**Required work**
Check every line below for the word "index" and copy each one that has it.

**Dataset records**
····················

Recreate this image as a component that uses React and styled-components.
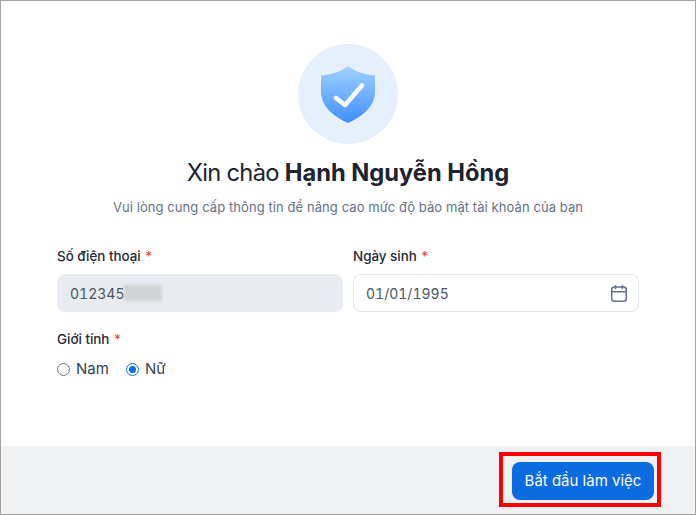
import React from "react";
import styled, { createGlobalStyle } from "styled-components";

const Global = createGlobalStyle`
  html, body { margin: 0; padding: 0; background: #fff; }
  body { font-family: Inter, "Noto Sans", sans-serif; }
`;
const Frame = styled.div`
  box-sizing: border-box; width: 696px; height: 515px; border: 1px solid #a3a3a3;
  display: flex; flex-direction: column; background: #fff; color: #1f2937;
`;
const Body = styled.main`
  flex: 1; padding: 43px 56px 0; display: flex; flex-direction: column;
`;
const Badge = styled.div`
  width: 100px; height: 100px; border-radius: 50%; background: #e6f0fd;
  align-self: center; display: flex; align-items: center; justify-content: center;
`;
const Title = styled.h1`
  margin: 14px 0 0; text-align: center; font-size: 23.7px; line-height: 30px; font-weight: 400; color: #1c2430;
  letter-spacing: -0.7px;
  b { font-weight: 700; letter-spacing: 0; }
`;
const Sub = styled.p`
  margin: 9px 0 0; text-align: center; font-size: 13px; line-height: 20px; color: #667085; letter-spacing: 0.08px;
`;
const Grid = styled.div`
  margin-top: 29px; display: grid; grid-template-columns: 286px 286px; column-gap: 10px;
`;
const Field = styled.div` display: flex; flex-direction: column; gap: 8px; `;
const Label = styled.label`
  font-size: 13.4px; line-height: 20px; font-weight: 500; color: #1f2937;
  i { font-style: normal; color: #e5484d; margin-left: 1px; }
`;
const Input = styled.div`
  box-sizing: border-box; height: 38px; border-radius: 8px; padding: 0 11px 0 12px;
  display: flex; align-items: center; justify-content: space-between;
  font-size: 14px; color: #4b5563; font-variant-numeric: tabular-nums;
  background: ${p => (p.$disabled ? "#e8ebef" : "#fff")};
  border: 1px solid ${p => (p.$disabled ? "#e8ebef" : "#e2e5ea")};
`;
const Masked = styled.span`
  display: flex; align-items: center;
`;
const Smudge = styled.span`
  display: inline-block; width: 38px; height: 16px; background: #d0d2d5; filter: blur(1.5px);
`;
const GenderField = styled(Field)` margin-top: 17px; gap: 10px; `;
const Radios = styled.div` display: flex; align-items: center; gap: 17px; `;
const RadioOption = styled.span`
  display: flex; align-items: center; gap: 6px; font-size: 15px; line-height: 20px; color: #374151;
`;
const Dot = styled.span`
  box-sizing: border-box; width: 13px; height: 13px; border-radius: 50%;
  border: 1px solid ${p => (p.$on ? "#0b6fe3" : "#767676")};
  display: flex; align-items: center; justify-content: center; background: #fff;
  &::after { content: ""; width: 7px; height: 7px; border-radius: 50%; background: ${p => (p.$on ? "#0b6fe3" : "transparent")}; }
`;
const Footer = styled.footer`
  position: relative; height: 68px; background: #f0f1f3; padding: 16px 41px 0 0;
  box-sizing: border-box; display: flex; justify-content: flex-end; align-items: flex-start;
`;
const Button = styled.button`
  width: 142px; height: 38px; border: 0; border-radius: 8px; background: #0b6be0; color: #fff;
  font: 400 15px/20px Inter, sans-serif; padding: 0;
`;
const Annotation = styled.div`
  position: absolute; left: 498px; top: 6px; width: 162px; height: 55px; box-sizing: border-box;
  border: 4px solid #ff0000; pointer-events: none;
`;

export default function App() {
  return (
    <Frame>
      <Global />
      <Body>
        <Badge>
          <svg width="54" height="57" viewBox="0 0 54 57">
            <defs>
              <linearGradient id="sh" x1="0" y1="0" x2="0" y2="1">
                <stop offset="0" stopColor="#a2d2ff" />
                <stop offset="1" stopColor="#3f8fff" />
              </linearGradient>
            </defs>
            <path d="M27 0 C33 5 42 8.500 54 9.500 L54 26 C54 40 41 51 27 57 C13 51 0 40 0 26 L0 9.500 C12 8.500 21 5 27 0 Z" fill="url(#sh)" />
            <path d="M15 32 L24 39 L41 19.500" fill="none" stroke="#fff" strokeWidth="4.500" strokeLinecap="round" strokeLinejoin="round" />
          </svg>
        </Badge>
        <Title>Xin chào <b>Hạnh Nguyễn Hồng</b></Title>
        <Sub>Vui lòng cung cấp thông tin để nâng cao mức độ bảo mật tài khoản của bạn</Sub>
        <Grid>
          <Field>
            <Label>Số điện thoại <i>*</i></Label>
            <Input $disabled><Masked>012345<Smudge /></Masked></Input>
          </Field>
          <Field>
            <Label>Ngày sinh <i>*</i></Label>
            <Input>
              01/01/1995
              <svg width="16" height="17" viewBox="0 0 16 17" fill="none" stroke="#667085" strokeWidth="1.500" strokeLinecap="round">
                <rect x="0.750" y="2" width="14.500" height="14.250" rx="2.500" />
                <path d="M0.750 6.750H15.250M4.500 0.750V3.500M11.500 0.750V3.500" />
              </svg>
            </Input>
          </Field>
        </Grid>
        <GenderField>
          <Label>Giới tính <i>*</i></Label>
          <Radios>
            <RadioOption><Dot />Nam</RadioOption>
            <RadioOption><Dot $on />Nữ</RadioOption>
          </Radios>
        </GenderField>
      </Body>
      <Footer>
        <Button>Bắt đầu làm việc</Button>
        <Annotation />
      </Footer>
    </Frame>
  );
}
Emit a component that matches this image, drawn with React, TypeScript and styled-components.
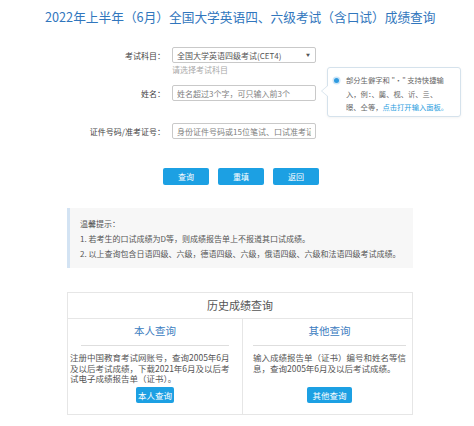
import React from 'react';
import styled, { createGlobalStyle } from 'styled-components';

const GlobalStyle = createGlobalStyle`
  html, body {
    margin: 0;
    padding: 0;
    background: #fff;
  }
  body {
    font-family: "Noto Sans CJK SC", "Liberation Sans", sans-serif;
    color: #555;
  }
`;

const blue = '#1ca0e3';

// Styled components
const Title = styled.h1`
  margin: 0;
  padding: 9px 0 0 45px;
  font-size: 12.7px;
  line-height: 16px;
  font-weight: normal;
  text-align: left;
  color: #3176bd;
  white-space: nowrap;
`;

const Page = styled.div`
  width: 346px;
  margin-left: 67px;
  padding-bottom: 11px;
`;

const Form = styled.div`
  position: relative;
  margin-top: 22px;
`;

const Row = styled.div<{ $top?: number }>`
  display: grid;
  grid-template-columns: 98px 144px;
  column-gap: 7px;
  align-items: center;
  margin-top: ${(p) => p.$top ?? 0}px;
`;

const Label = styled.label`
  font-size: 8px;
  color: #444;
  text-align: right;
  white-space: nowrap;
`;

const Field = styled.input`
  box-sizing: border-box;
  width: 144px;
  height: 16px;
  margin: 0;
  padding: 0 4px;
  border: 1px solid #c9c9c9;
  border-radius: 2px;
  font-family: inherit;
  font-size: 8px;
  color: #555;
  outline: none;
  &::placeholder {
    color: #808080;
  }
`;

const Select = styled.div`
  box-sizing: border-box;
  display: flex;
  align-items: center;
  justify-content: space-between;
  width: 144px;
  height: 16px;
  padding: 0 5px 0 4px;
  border: 1px solid #c9c9c9;
  border-radius: 2px;
  font-size: 8px;
  color: #555;
  white-space: nowrap;
`;

const Caret = styled.span`
  font-size: 4px;
  color: #555;
`;

const Hint = styled.div`
  margin-left: 105px;
  margin-top: 1px;
  font-size: 8px;
  line-height: 12px;
  color: #aaa;
`;

const Tip = styled.div`
  position: absolute;
  left: 260px;
  top: 20px;
  box-sizing: border-box;
  width: 134px;
  height: 50px;
  padding: 6px 0 0 18px;
  border: 1px solid #d5e2ec;
  border-radius: 3px;
  background: #fff;
  box-shadow: 0 1px 3px rgba(0, 0, 0, 0.05);
  font-size: 7.3px;
  line-height: 13.5px;
  color: #666;
  white-space: nowrap;

  &::before,
  &::after {
    content: '';
    position: absolute;
    top: 17px;
    border-style: solid;
    border-color: transparent;
  }
  &::before {
    left: -7px;
    border-width: 6px 7px 6px 0;
    border-right-color: #d5e2ec;
  }
  &::after {
    left: -6px;
    border-width: 6px 7px 6px 0;
    border-right-color: #fff;
  }
`;

const Dot = styled.span`
  position: absolute;
  left: 6px;
  top: 10px;
  width: 5px;
  height: 5px;
  border-radius: 50%;
  background: #2f9be0;
  box-shadow: 0 0 0 1.5px #cfe6f7;
`;

const TipLink = styled.span`
  color: #2a9ee0;
`;

const Buttons = styled.div`
  display: flex;
  gap: 9px;
  margin-top: 29px;
  margin-left: 96px;
`;

const Button = styled.button<{ $w?: number }>`
  box-sizing: border-box;
  width: ${(p) => p.$w ?? 46}px;
  height: 17px;
  padding: 0;
  border: none;
  border-radius: 2px;
  background: ${blue};
  color: #fff;
  font-family: inherit;
  font-size: 8px;
  cursor: pointer;
`;

const Notice = styled.div`
  margin-top: 23px;
  padding: 7.5px 10px;
  border-left: 3px solid #d3e3f3;
  background: #f7f7f7;
  font-size: 8px;
  line-height: 15px;
  color: #555;
  white-space: nowrap;
`;

const History = styled.div`
  margin-top: 24px;
  border: 1px solid #e6e6e6;
`;

const HistoryHead = styled.div`
  height: 25px;
  border-bottom: 1px solid #e6e6e6;
  font-size: 11px;
  line-height: 25px;
  text-align: center;
  color: #555;
`;

const Columns = styled.div`
  display: grid;
  grid-template-columns: 174px 1fr;
`;

const Column = styled.div<{ $divider?: boolean }>`
  display: flex;
  flex-direction: column;
  align-items: center;
  padding: 0 10px 11px;
  border-left: ${(p) => (p.$divider ? '1px solid #e6e6e6' : 'none')};
`;

const ColumnTitle = styled.div<{ $inset?: number }>`
  align-self: stretch;
  margin: 0 ${(p) => p.$inset ?? 0}px;
  padding: 5px 0 7px;
  border-bottom: 1px solid #dedede;
  font-size: 10.5px;
  line-height: 14px;
  text-align: center;
  color: #3b7cc0;
`;

const ColumnText = styled.p<{ $shift?: number }>`
  align-self: stretch;
  height: 31.5px;
  margin: 6px 0 3px ${(p) => p.$shift ?? 0}px;
  font-size: 8.5px;
  line-height: 10.5px;
  color: #555;
  white-space: nowrap;
`;

const SmallButton = styled(Button)`
  height: 16px;
  font-size: 8.5px;
`;

export default function App() {
  return (
    <>
      <GlobalStyle />
      <Title>2022年上半年（6月）全国大学英语四、六级考试（含口试）成绩查询</Title>
      <Page>
        <Form>
          <Row>
            <Label>考试科目：</Label>
            <Select>
              <span>全国大学英语四级考试(CET4)</span>
              <Caret>▼</Caret>
            </Select>
          </Row>
          <Hint>请选择考试科目</Hint>
          <Row $top={9}>
            <Label>姓名：</Label>
            <Field placeholder="姓名超过3个字，可只输入前3个" />
          </Row>
          <Row $top={22}>
            <Label>证件号码/准考证号：</Label>
            <Field placeholder="身份证件号码或15位笔试、口试准考证号" />
          </Row>

          <Tip>
            <Dot />
            部分生僻字和 "·" 支持快捷输
            <br />
            入，例：、龑、枧、䜣、亖、
            <br />
            暻、仝等，<TipLink>点击打开输入面板。</TipLink>
          </Tip>
        </Form>

        <Buttons>
          <Button>查询</Button>
          <Button>重填</Button>
          <Button>返回</Button>
        </Buttons>

        <Notice>
          温馨提示：
          <br />
          1. 若考生的口试成绩为D等，则成绩报告单上不报道其口试成绩。
          <br />
          2. 以上查询包含日语四级、六级，德语四级、六级，俄语四级、六级和法语四级考试成绩。
        </Notice>

        <History>
          <HistoryHead>历史成绩查询</HistoryHead>
          <Columns>
            <Column>
              <ColumnTitle $inset={3}>本人查询</ColumnTitle>
              <ColumnText $shift={-8}>
                注册中国教育考试网账号，查询2005年6月
                <br />
                及以后考试成绩，下载2021年6月及以后考
                <br />
                试电子成绩报告单（证书）。
              </ColumnText>
              <SmallButton $w={38}>本人查询</SmallButton>
            </Column>
            <Column $divider>
              <ColumnTitle>其他查询</ColumnTitle>
              <ColumnText>
                输入成绩报告单（证书）编号和姓名等信
                <br />
                息，查询2005年6月及以后考试成绩。
              </ColumnText>
              <SmallButton $w={45}>其他查询</SmallButton>
            </Column>
          </Columns>
        </History>
      </Page>
    </>
  );
}
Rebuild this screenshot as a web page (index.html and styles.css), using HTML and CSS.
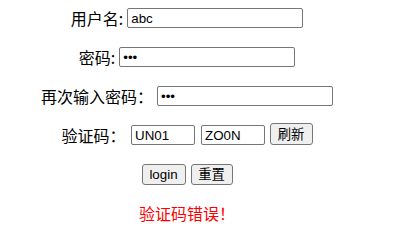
FILE: index.html
```html
<!DOCTYPE html>
<html lang="zh">
<head>
<meta charset="utf-8">
<title>注册</title>
<link rel="stylesheet" href="styles.css">
</head>
<body>
<form class="page">
  <div class="row">
    <label class="label">用户名:</label>
    <input class="field" type="text" value="abc">
  </div>
  <div class="row">
    <label class="label">密码:</label>
    <input class="field" type="password" value="abc">
  </div>
  <div class="row">
    <label class="label">再次输入密码：</label>
    <input class="field" type="password" value="abc">
  </div>
  <div class="row row-code">
    <label class="label label-code">验证码：</label>
    <input class="field field-code" type="text" value="UN01">
    <input class="field field-code field-code2" type="text" value="ZO0N">
    <button class="btn btn-refresh" type="button">刷新</button>
  </div>
  <div class="row row-actions">
    <button class="btn btn-login" type="button">login</button>
    <button class="btn btn-reset" type="reset">重置</button>
  </div>
  <div class="row">
    <span class="error">验证码错误！</span>
  </div>
</form>
</body>
</html>
```
FILE: styles.css
```css
html, body {
  margin: 0;
  padding: 0;
  background: #ffffff;
}

body {
  font-family: "Noto Sans CJK SC", "Liberation Sans", sans-serif;
  font-size: 16px;
  color: #000000;
}

.page {
  width: 374px;
  padding-top: 7px;
  display: flex;
  flex-direction: column;
  align-items: center;
  gap: 17px;
}

.row {
  height: 22px;
  display: flex;
  align-items: center;
  gap: 4px;
}

.label {
  font-size: 16px;
  line-height: 22px;
  white-space: nowrap;
}

.label-code {
  margin-right: 1.5px;
}

.field {
  box-sizing: border-box;
  width: 176px;
  height: 20px;
  margin: 0;
  padding: 1px 3px;
  border: 1px solid #767676;
  border-radius: 2px;
  font-family: "Liberation Sans", Arial, sans-serif;
  font-size: 13.33px;
  color: #000000;
  background: #ffffff;
  outline: none;
}

.field-code {
  width: 64px;
}

.field-code2 {
  margin-left: 2px;
}

.btn {
  box-sizing: border-box;
  height: 21px;
  margin: 0;
  padding: 0 6px;
  border: 1px solid #767676;
  border-radius: 3px;
  background: #efefef;
  font-family: "Liberation Sans", "Noto Sans CJK SC", sans-serif;
  font-size: 13.33px;
  line-height: 17px;
  color: #000000;
}

.btn-refresh {
  width: 43px;
  height: 22px;
  margin-left: 0.5px;
  margin-top: -2px;
}

.row-actions {
  gap: 5px;
}

.btn-login {
  width: 44px;
}

.btn-reset {
  width: 42px;
}

.error {
  color: #ff0000;
  font-size: 16px;
  line-height: 22px;
}
```
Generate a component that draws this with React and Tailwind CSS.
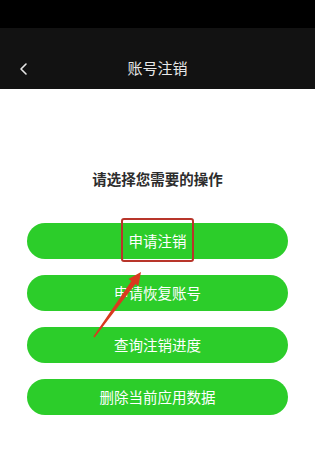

····················

**Solution to this problem**
Rebuild this screenshot as a web page (index.html and styles.css), using HTML and CSS.
FILE: index.html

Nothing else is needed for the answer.